The food was different in the avenues of the Richmond; we’d pick up pork buns from a Chinese bakery, go out for fancier dim sum at Ton Kiang, grab stuffed cabbage from Russian delis, or piroshki from a corner store. (Children referred to corner stores as “candy stores” and it was my friend Katy’s dream to own one. I certainly never heard them referred to as “bodegas” growing up.) I loved sitting at tranquil Khan Toke, where you got to take off your shoes and pad lightly through the restaurant, and naturally I went nuts for Toy Boat’s toy-festooned interior. As for more traditional fare, the best and freshest chocolates — beating out any later, buzzworthy sea-salt/earl gray/bacon-laden truffles — were at See’s, with their gleaming black and white stores.
Kids in San Francisco had their own food fads — sub sandwiches on SF staple Dutch Crunch bread from Roxy Market, wavy shrimp chips in their pop-art pink bags. Boba drinks and bubble teas hit the scene hard in high school. And even at a young age, my friends could afford to eat dinner out thanks to San Francisco’s plethora of cheap options, places like Zante Pizza, Regent Thai, or La Rondalla (now defunct Valencia Street old-school Mexican restaurant, complete with shredded iceberg on everything and massive margaritas they totally served to us as teenagers.)
Students’ Exchange
Growing up in a city as diverse as San Francisco, your cravings for different sorts of foods expanded with each new friendship. Some kids brought stuff to school that seemed exotic to me, like Spam or soymilk. White children were the minority in the public school system, and my friends included first generation kids whose parents ate differently than mine did; visiting someone’s house could be a new culinary experience. I had muhammara, a pomegranate dip, and real feta cheese at a friend’s house for the first time.
I met my best friend Simone in high school, and she introduced me to her family’s favorites and traditions — the best green onion pancakes in the city, and hot and spicy rock cod at the original Hunan on Sansome, or special dinners at SF landmark House of Prime Rib. Her mother was a second generation San Franciscan who grew up eating at Lucca’s on Valencia and USA Restaurant in North Beach with her Italian-American family. I’d never eaten pho or real Japanese food before I met Simone, and I, in turn, showed her all my fave spots.

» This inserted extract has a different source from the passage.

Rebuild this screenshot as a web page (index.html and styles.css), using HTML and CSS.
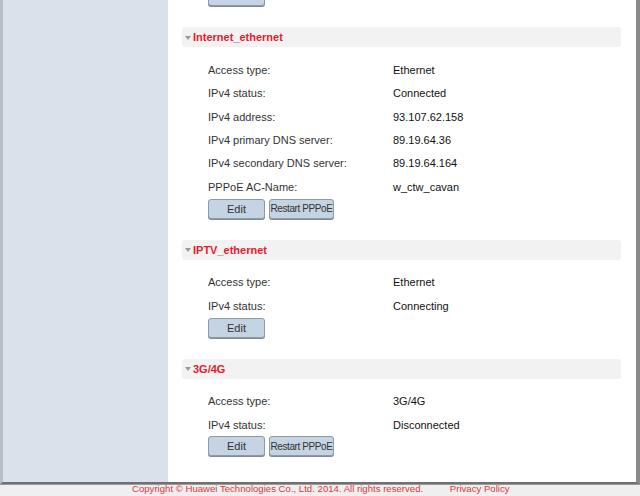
FILE: index.html
```html
<!DOCTYPE html>
<html>
<head>
	<title>WAN Information</title>
	<link rel="stylesheet" href="styles.css">
</head>
<body>

	<div class="frame">
		<div class="sidebar"></div>
		<main class="content">
			<div class="btn-row top-cut">
				<button class="btns" aria-label="Edit"></button>
			</div>

			<section class="wan-block">
				<div class="wan-title"><span class="arrow"></span>Internet_ethernet</div>
				<div class="wan-rows">
					<div class="row"><span class="label">Access type:</span><span class="val">Ethernet</span></div>
					<div class="row"><span class="label">IPv4 status:</span><span class="val">Connected</span></div>
					<div class="row"><span class="label">IPv4 address:</span><span class="val">93.107.62.158</span></div>
					<div class="row"><span class="label">IPv4 primary DNS server:</span><span class="val">89.19.64.36</span></div>
					<div class="row"><span class="label">IPv4 secondary DNS server:</span><span class="val">89.19.64.164</span></div>
					<div class="row"><span class="label">PPPoE AC-Name:</span><span class="val">w_ctw_cavan</span></div>
				</div>
				<div class="btn-row">
					<button class="btns">Edit</button>
					<button class="btns wide">Restart PPPoE</button>
				</div>
			</section>

			<section class="wan-block">
				<div class="wan-title"><span class="arrow"></span>IPTV_ethernet</div>
				<div class="wan-rows">
					<div class="row"><span class="label">Access type:</span><span class="val">Ethernet</span></div>
					<div class="row"><span class="label">IPv4 status:</span><span class="val">Connecting</span></div>
				</div>
				<div class="btn-row">
					<button class="btns">Edit</button>
				</div>
			</section>

			<section class="wan-block">
				<div class="wan-title"><span class="arrow"></span>3G/4G</div>
				<div class="wan-rows">
					<div class="row"><span class="label">Access type:</span><span class="val">3G/4G</span></div>
					<div class="row"><span class="label">IPv4 status:</span><span class="val">Disconnected</span></div>
				</div>
				<div class="btn-row">
					<button class="btns">Edit</button>
					<button class="btns wide">Restart PPPoE</button>
				</div>
			</section>
		</main>
	</div>

	<footer class="footer">
		<span>Copyright &copy; Huawei Technologies Co., Ltd. 2014. All rights reserved.</span>
		<a href="#" class="privacy">Privacy Policy</a>
	</footer>

</body>
</html>
```

FILE: styles.css
```css
*{
	margin: 0;
	padding: 0;
	box-sizing: border-box;
}
html, body{
	width: 640px;
	height: 496px;
	overflow: hidden;
	background: #efefef;
	font-family: "Liberation Sans", Arial, sans-serif;
	font-size: 11px;
	color: #222;
}
.frame{
	display: flex;
	height: 484px;
	border-left: 3px solid #b9bec4;
	border-right: 4px solid #8a8a8a;
	border-bottom: 2px solid #707070;
	box-shadow: 0 1px 0 #9a9a9a;
}
.sidebar{
	width: 165px;
	background: #d9e1ea;
}
.content{
	flex: 1;
	background: #fff;
	padding: 0 15px 0 14px;
	overflow: hidden;
}
.top-cut{
	margin-top: -14px;
}
.wan-block{
	margin-top: 21px;
}
.wan-title{
	display: flex;
	align-items: center;
	height: 20px;
	background: #f2f2f2;
	border-radius: 3px;
	padding-left: 3px;
	color: #e8192c;
	font-weight: bold;
	font-size: 11px;
}
.arrow{
	width: 0;
	height: 0;
	border-left: 3px solid transparent;
	border-right: 3px solid transparent;
	border-top: 4px solid #9a9a9a;
	margin-right: 2px;
	margin-top: 1px;
}
.wan-rows{
	padding-top: 11px;
	padding-left: 26px;
}
.row{
	display: flex;
	align-items: center;
	height: 23.45px;
}
.label{
	width: 185px;
	color: #333;
}
.val{
	color: #111;
}
.btn-row{
	display: flex;
	gap: 4px;
	padding-left: 26px;
}
.btns{
	width: 57px;
	height: 20px;
	background: #c4d4e2;
	border: 1px solid #8d9aa6;
	border-radius: 3px;
	font-family: "Liberation Sans", Arial, sans-serif;
	font-size: 11px;
	color: #333;
	box-shadow: 0 1px 0 #7f8b96;
	white-space: nowrap;
	cursor: pointer;
}
.btns.wide{
	width: 65px;
	padding: 0;
	font-size: 10px;
	letter-spacing: -0.4px;
}
.footer{
	height: 10px;
	padding-left: 132px;
	color: #e0343c;
	font-size: 9.6px;
	line-height: 10px;
	white-space: nowrap;
}
.privacy{
	color: #e0343c;
	text-decoration: none;
	margin-left: 24px;
}
```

On the East Coast, pizza (or as it’s referred to, “a slice”) was the go-to fast food, but I never stopped dreaming of tacos. We San Franciscans all had our taquerias, and we still do, the ones we went to as kids and continue to feel an unending loyalty toward. Getting a taco or burrito (usually stuffed with cheese and sour cream) and a fruit drink was an after-school ritual before we dragged our backpacks back home. Visiting from college in Massachusetts, Simone once brought a burrito back on the plane, packing it for the full 3,000 miles to give to a mutual San Franciscan friend.


Mom and Pop Girl
Aside from the occasional childhood visits to McDonald’s or Chevys (it seems like every week in high school we were pretending it was someone’s birthday in order to receive a free flan and oversized sombrero), big chain restaurants weren’t part of our repertoire, and the slick, modern foodie destinations of today did not exist. Perhaps as a result, I much prefer the places with wood-paneled walls and family photos, hand-drawn signs advertising specials, and old vinyl booths. Restaurant looks a bit dirty? Probably not gonna kill you. I won’t devour anything and everything just to prove a point, but I always keep in mind that truly local, small businesses often don’t start with a hip name, look, or concept, but evolve organically, serving the same food their families grew up eating. And often, at least in San Francisco, that cooking is exceptionally good.
This city has always been a great place to eat. Today, too many people draw lines between “refined” restaurant fare and cheaper (and often more authentic) menu options. I find it troubling to eat at a slick, group-run spot instead of the mom-and-pop business next door — especially in places like the Mission, where the history and culture of Mexican and Central American families is so strong. And give me the old-school class of House of Prime Rib or the classic, campy 1950s tiki glamour of the Tonga Room over an industrial chic hotspot any day.
Today, I patronize the restaurants and diners I’ve felt an affinity for since childhood, ones I want to continue to be part of my city, and I appreciate them far more than I could have as a kid. As is so often the case, it was only after I left that I realized what an impact the city has had on me. After living in a few different places, San Francisco is still the best, with its wonderful mix of natural beauty, graffitied urban grit, and, more than anything, unpretentious and delicious food options — which will forever be linked to this city in my heart.